Irene Adán, anthropologist and member of the CATS, highlighted financial vulnerability as a key factor. In a CATS investigation on violence in prostitution, 94% of respondents were migrant women, half of whom were in irregular administrative situations, while only 6% were of Spanish origin. The most represented nationalities were Colombia (43%), Ecuador (10%), Paraguay (8%), Venezuela (7%), Brazil (5%), and Spain (6%). Economic and social precarity shapes their lives: 84% had dependents, and many struggled to access formal employment, making sex work an alternative within the informal economy. “It doesn’t mean it’s the last option for many, but that other jobs don’t offer better conditions,” Adán explained.

For some migrant women, sex work is also a survival strategy intertwined with personal agency. María Riot, a 34-year-old Argentinian sex worker, explained that barriers to other jobs and lack of legal papers made sex work both a way to survive and a space to build a career. Satanna, also a foreign sex worker and secretary of migration for the Organization of Sex Workers (OTRAS) in Spain, highlighted structural pressures, noting that migration status combined with economic need pushes women into the sector, while cultural and linguistic ties make Spain a common destination for Latin American migrants.

Efforts toward criminalization and abolition risk further marginalizing sex workers, particularly migrant women who depend on this work for survival. Poverty, social exclusion, and the absence of regulation have reshaped the industry, leaving them increasingly exposed to exploitation and abuse.
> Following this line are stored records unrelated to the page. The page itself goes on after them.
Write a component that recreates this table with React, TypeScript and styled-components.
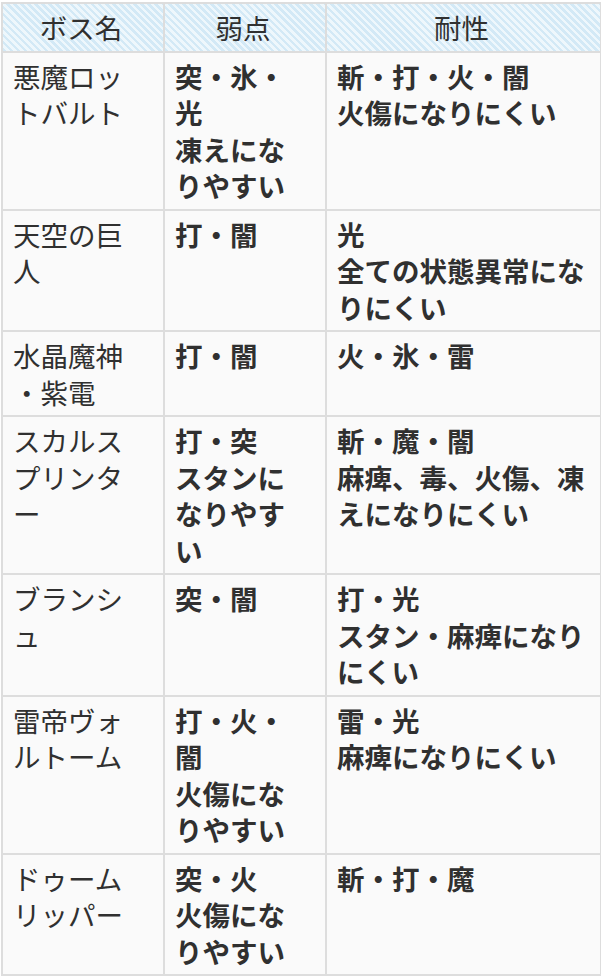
import React from "react";
import styled, { createGlobalStyle } from "styled-components";

const Global = createGlobalStyle`
  html, body { margin: 0; padding: 0; background: #ffffff; }
  body { font-family: "Noto Sans CJK JP", "Noto Sans", sans-serif; color: #303030; }
`;

const Wrap = styled.div`
  padding: 2px 1px 0 1px;
`;

const Table = styled.table`
  width: 599px;
  border-collapse: collapse;
  table-layout: fixed;
  border: 2px solid #dddddd;
  font-size: 27.5px;
  line-height: 36.5px;
`;

const HeadCell = styled.th`
  border: 2px solid #dddddd;
  padding: 5px 14px 5px 10px;
  font-weight: 400;
  text-align: center;
  color: #303030;
  background: repeating-linear-gradient(
    45deg,
    #d3e9f6 0px,
    #d3e9f6 2.5px,
    #eef7fc 2.5px,
    #eef7fc 5px
  );
`;

const Cell = styled.td<{ $bold?: boolean }>`
  border: 2px solid #dddddd;
  padding: 5px 14px 5px 10px;
  vertical-align: top;
  text-align: left;
  background: #fafafa;
  color: #303030;
  font-weight: ${(p) => (p.$bold ? 700 : 400)};
  line-break: anywhere;
  word-break: break-all;
`;

type Row = { name: string; weak: string[]; resist: string[] };

const rows: Row[] = [
  { name: "悪魔ロットバルト", weak: ["突・氷・光", "凍えになりやすい"], resist: ["斬・打・火・闇", "火傷になりにくい"] },
  { name: "天空の巨人", weak: ["打・闇"], resist: ["光", "全ての状態異常になりにくい"] },
  { name: "水晶魔神・紫電", weak: ["打・闇"], resist: ["火・氷・雷"] },
  { name: "スカルスプリンター", weak: ["打・突", "スタンになりやすい"], resist: ["斬・魔・闇", "麻痺、毒、火傷、凍えになりにくい"] },
  { name: "ブランシュ", weak: ["突・闇"], resist: ["打・光", "スタン・麻痺になりにくい"] },
  { name: "雷帝ヴォルトーム", weak: ["打・火・闇", "火傷になりやすい"], resist: ["雷・光", "麻痺になりにくい"] },
  { name: "ドゥームリッパー", weak: ["突・火", "火傷になりやすい"], resist: ["斬・打・魔"] },
];

const Lines = ({ items }: { items: string[] }) => (
  <>
    {items.map((t, i) => (
      <React.Fragment key={i}>
        {i > 0 && <br />}
        {t}
      </React.Fragment>
    ))}
  </>
);

export default function App() {
  return (
    <Wrap>
      <Global />
      <Table>
        <colgroup>
          <col style={{ width: 162 }} />
          <col style={{ width: 162 }} />
          <col style={{ width: 275 }} />
        </colgroup>
        <thead>
          <tr>
            <HeadCell>ボス名</HeadCell>
            <HeadCell>弱点</HeadCell>
            <HeadCell>耐性</HeadCell>
          </tr>
        </thead>
        <tbody>
          {rows.map((r) => (
            <tr key={r.name}>
              <Cell>{r.name}</Cell>
              <Cell $bold>
                <Lines items={r.weak} />
              </Cell>
              <Cell $bold>
                <Lines items={r.resist} />
              </Cell>
            </tr>
          ))}
        </tbody>
      </Table>
    </Wrap>
  );
}
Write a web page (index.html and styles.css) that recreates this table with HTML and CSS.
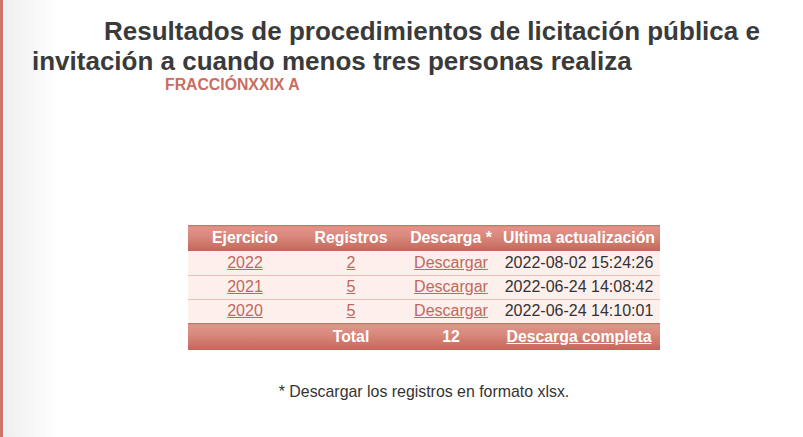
FILE: index.html
```html
<!DOCTYPE html>
<html lang="es">
<head>
<meta charset="utf-8">
<title>Resultados de procedimientos</title>
<link rel="stylesheet" href="styles.css">
</head>
<body>
<div class="page">
  <h1 class="title">Resultados de procedimientos de licitación pública e invitación a cuando menos tres personas realiza</h1>
  <div class="fraccion">FRACCIÓNXXIX A</div>
  <div class="content">
    <table class="results">
      <colgroup>
        <col class="c1"><col class="c2"><col class="c3"><col class="c4">
      </colgroup>
      <thead>
        <tr class="head">
          <th>Ejercicio</th>
          <th>Registros</th>
          <th>Descarga *</th>
          <th>Ultima actualización</th>
        </tr>
      </thead>
      <tbody>
        <tr>
          <td><a href="#">2022</a></td>
          <td><a href="#">2</a></td>
          <td><a href="#">Descargar</a></td>
          <td>2022-08-02 15:24:26</td>
        </tr>
        <tr>
          <td><a href="#">2021</a></td>
          <td><a href="#">5</a></td>
          <td><a href="#">Descargar</a></td>
          <td>2022-06-24 14:08:42</td>
        </tr>
        <tr>
          <td><a href="#">2020</a></td>
          <td><a href="#">5</a></td>
          <td><a href="#">Descargar</a></td>
          <td>2022-06-24 14:10:01</td>
        </tr>
      </tbody>
      <tfoot>
        <tr class="foot">
          <td></td>
          <td>Total</td>
          <td>12</td>
          <td><a href="#">Descarga completa</a></td>
        </tr>
      </tfoot>
    </table>
    <p class="note">* Descargar los registros en formato xlsx.</p>
  </div>
</div>
</body>
</html>
```

FILE: styles.css
```css
html, body {
  margin: 0;
  padding: 0;
}

body {
  width: 803px;
  min-height: 437px;
  font-family: "Liberation Sans", Arial, sans-serif;
  color: #333;
  background: linear-gradient(to right, #d0746a 0, #d0746a 3px, #fafafa 3px, #fafafa 4px, #efefef 5px, #f5f5f5 25px, #ffffff 60px);
}

.page {
  padding-top: 16px;
}

.title {
  margin: 0;
  box-sizing: border-box;
  width: 790px;
  padding-left: 32px;
  text-indent: 72px;
  font-size: 26px;
  line-height: 30px;
  font-weight: bold;
  color: #3a3a3a;
}

.fraccion {
  padding-left: 165px;
  font-size: 15.8px;
  line-height: 18px;
  font-weight: bold;
  color: #c96d60;
}

.content {
  margin-left: 45px;
  padding-top: 131px;
}

.results {
  margin: 0 auto;
  width: 472px;
  table-layout: fixed;
  border-collapse: collapse;
  font-size: 16px;
}

.c1 { width: 114px; }
.c2 { width: 98px; }
.c3 { width: 102px; }
.c4 { width: 158px; }

.results th,
.results td {
  padding: 0;
  text-align: center;
  white-space: nowrap;
}

.results th:last-child,
.results td:last-child {
  padding-right: 4px;
}

.head {
  height: 26px;
  background: linear-gradient(#c8685c 0, #e09489 2px, #d98a7f 40%, #cd7669 75%, #c4655a 100%);
}

.head th {
  color: #fff;
  font-size: 15.8px;
  font-weight: bold;
}

tbody tr {
  height: 24px;
  background: #fcefec;
  border-bottom: 1px solid #ebbdb5;
}

tbody tr:last-child {
  border-bottom: none;
}

tbody td {
  color: #333;
}

tbody a {
  color: #c2685b;
  text-decoration: underline;
}

.foot {
  height: 27px;
  background: linear-gradient(#c8685c 0, #e09489 2px, #d98a7f 40%, #cd7669 75%, #c4655a 100%);
}

.foot td {
  color: #fff;
  font-weight: bold;
  font-size: 15.8px;
}

.foot a {
  color: #fff;
  text-decoration: underline;
}

.note {
  margin: 33px 0 0;
  text-align: center;
  font-size: 15.9px;
  line-height: 18px;
  color: #333;
}
```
As Bolaños noted, abolition would only deepen the barriers to basic rights such as healthcare, social aid, and labor protections, benefits reserved for those in formal employment. “Sex work exists, with or without a law. What’s missing is protection and being heard,” she said.

Without recognition or regulation, migrant sex workers remain trapped between criminalization and neglect, an unresolved contradiction at the heart of Spain’s equality policies, concluded Olivet.